JR: What is your preferred kind of music? I have the impression you veered a little away from Western music.

NS: Music, for me, is a language which tells the story of a period in history, or of a group of people. So when I learned in the academy about classical music, I understood that it belongs to the classical period and what are the characteristics of that period in art as well as in music or in books. So it satisfied my intellect. Later on, I went to study flamenco in Tel Aviv for two years, music and dance, because I was attracted to the gypsy music, which tells stories mainly through the rhythms. Later on, I wanted to find out the influence of the gypsy music on Jewish music, like Hasidic music, or Ladino, or Arab music. So I went to a school which opened up in the 1990s, a school of music from the East and I studied there flamenco music and Arabic music. Until today, I do understand that music is a language that describes a history of culture and people. So there are different musical languages. The flamenco and Arabic music talk to my being and heart, and the rhythm, the rhythm is also a language for me, which describes emotions like joy or sadness, or... It's the same in classical music, when the composer changes rhythm to express a different atmosphere.

 

JR: Can you describe what Jerusalem means to you?

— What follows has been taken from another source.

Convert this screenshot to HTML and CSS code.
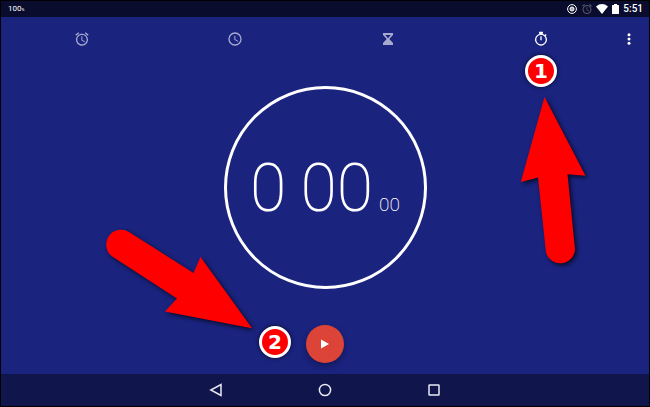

NS: Yeah. I always have seen Jerusalem, after 1967, I have seen Jerusalem as a big mother with a big womb, receiving everyone who is looking for some meaning to their lives, and wants to be born again. It's a big womb, and people come from all over the world to look for some meaning to their lives. Who they are, where they are heading. What is the purpose of life? Is there something beyond what we call holiness? What does it mean? Where do heaven and earth meet? Jerusalem is a place when heaven and earth meet. [ Can I show you my painting? Just as you talk. Come and look at this. This is by an artist who lives in Baltimore.2 It has Yerushalaim Shel Lemata and Yerushalaim Shel Lemala]. And there's the womb in the middle. [Ah, that's a womb in the middle?] I don't know, I just thought. It's amazing, yeah. I tell you why, because we, in Western culture, we think linear, but a round shape is the shape of something wholesome, something complete, something which is infinite, because it's always, it's like how the Earth turns... you know, in space. Its round shape is a matter of indicating space. Yes. And that's why it's beyond the linear line of history or time. Right? [Thank you so much, Navah. I really appreciate this.. I hope this did not make you too tired. Thank you!]

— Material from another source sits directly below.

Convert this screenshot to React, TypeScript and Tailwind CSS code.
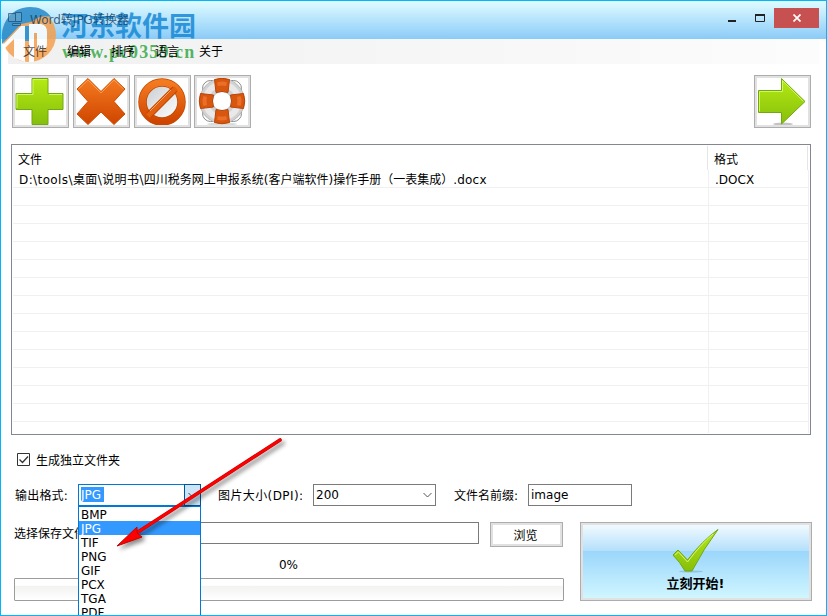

I wanted you to know that I tell myself that I got three presents. I was born in Jerusalem. My father is a Levi, so that's why I see music as a language of the spirit. And I was born on Shabbat. And Shabbat is also a time which is a bit internal. So that's those three. It's a different dimension. These three presents guide me in my life. [Yes. Well, I really admire what you've achieved and I wish you much success and spiritual fulfillment.] Amen!3


1 Judith Roumani is the editor of Sephardic Horizons. With thanks to Navah Shemesh, and to Michael Lowy for help with the transcription. This interview took place on January 4, 2025.

2 The painting is called “The Letters of Creation,” by Avraham Cohen, 1990.

3 Navah continued: “I also want to mention about Feldenkrais that you asked me, his name was Moshe Mikovic. The father and his grandfather, was a Hasid, and in Russia, and he took from them the ability to contemplate on processes, like they contemplate in words in the name of God and Kabatala, he had this ability to see processes in motion in space. And that really attracts me because I found the Jewish point in the Feldenkrais, and I felt that is what motivates me. People who do Feldenkrais, as he was living in Tel Aviv, most of the teachers after him saw him only as a scientist, but they don't look at his Jewish heritage. and for me, what his message is that, like, we have the light and we need a vessel, like a bulb, to contain the light. We have the spiritual essence and our body contains that spiritual essence.”